# Job:
Copy out each line below that has the word "this" in it.

# Material supplied:
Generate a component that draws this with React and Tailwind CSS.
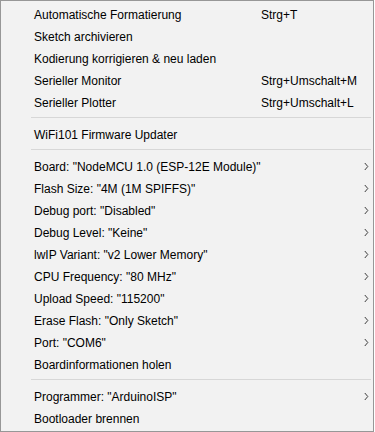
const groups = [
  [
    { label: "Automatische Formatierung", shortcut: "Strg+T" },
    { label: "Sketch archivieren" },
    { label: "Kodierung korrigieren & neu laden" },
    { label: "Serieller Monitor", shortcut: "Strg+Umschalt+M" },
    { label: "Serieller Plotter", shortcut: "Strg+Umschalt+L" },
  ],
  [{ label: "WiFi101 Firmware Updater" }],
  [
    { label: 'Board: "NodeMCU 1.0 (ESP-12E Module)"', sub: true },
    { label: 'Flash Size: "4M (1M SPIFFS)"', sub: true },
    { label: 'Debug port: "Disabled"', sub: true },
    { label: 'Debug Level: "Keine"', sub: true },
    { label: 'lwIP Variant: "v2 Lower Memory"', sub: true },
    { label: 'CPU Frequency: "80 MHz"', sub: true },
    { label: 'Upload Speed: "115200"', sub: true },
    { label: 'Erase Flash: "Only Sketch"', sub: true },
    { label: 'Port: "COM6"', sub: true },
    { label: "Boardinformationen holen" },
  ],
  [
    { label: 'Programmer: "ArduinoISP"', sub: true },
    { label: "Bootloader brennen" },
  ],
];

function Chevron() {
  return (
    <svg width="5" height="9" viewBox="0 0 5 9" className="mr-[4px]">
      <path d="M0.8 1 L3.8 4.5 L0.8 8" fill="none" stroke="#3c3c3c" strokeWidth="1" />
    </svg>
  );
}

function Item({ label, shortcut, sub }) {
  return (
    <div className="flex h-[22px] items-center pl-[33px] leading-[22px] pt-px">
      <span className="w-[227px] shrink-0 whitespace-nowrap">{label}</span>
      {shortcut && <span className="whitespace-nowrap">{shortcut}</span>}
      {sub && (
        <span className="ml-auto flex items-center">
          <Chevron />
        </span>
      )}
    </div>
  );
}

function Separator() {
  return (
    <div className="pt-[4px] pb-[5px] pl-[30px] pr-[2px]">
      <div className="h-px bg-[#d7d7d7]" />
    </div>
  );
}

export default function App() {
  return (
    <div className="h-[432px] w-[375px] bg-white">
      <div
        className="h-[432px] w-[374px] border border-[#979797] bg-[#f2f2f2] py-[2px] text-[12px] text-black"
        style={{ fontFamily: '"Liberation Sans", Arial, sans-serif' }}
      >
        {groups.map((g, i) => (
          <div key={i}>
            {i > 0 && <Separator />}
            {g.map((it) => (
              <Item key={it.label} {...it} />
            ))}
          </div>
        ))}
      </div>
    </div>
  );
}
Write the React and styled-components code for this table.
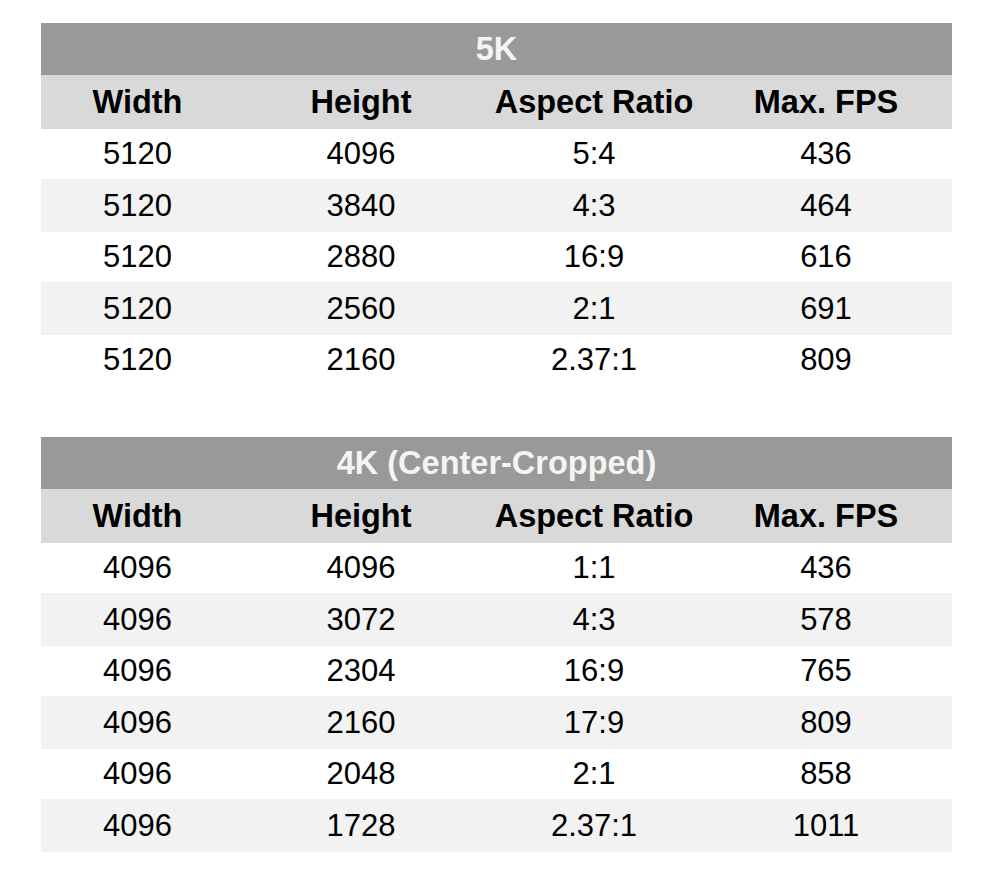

# Completed task:
Generate a component that draws this with React and Tailwind CSS.
Write the React and styled-components code for this table.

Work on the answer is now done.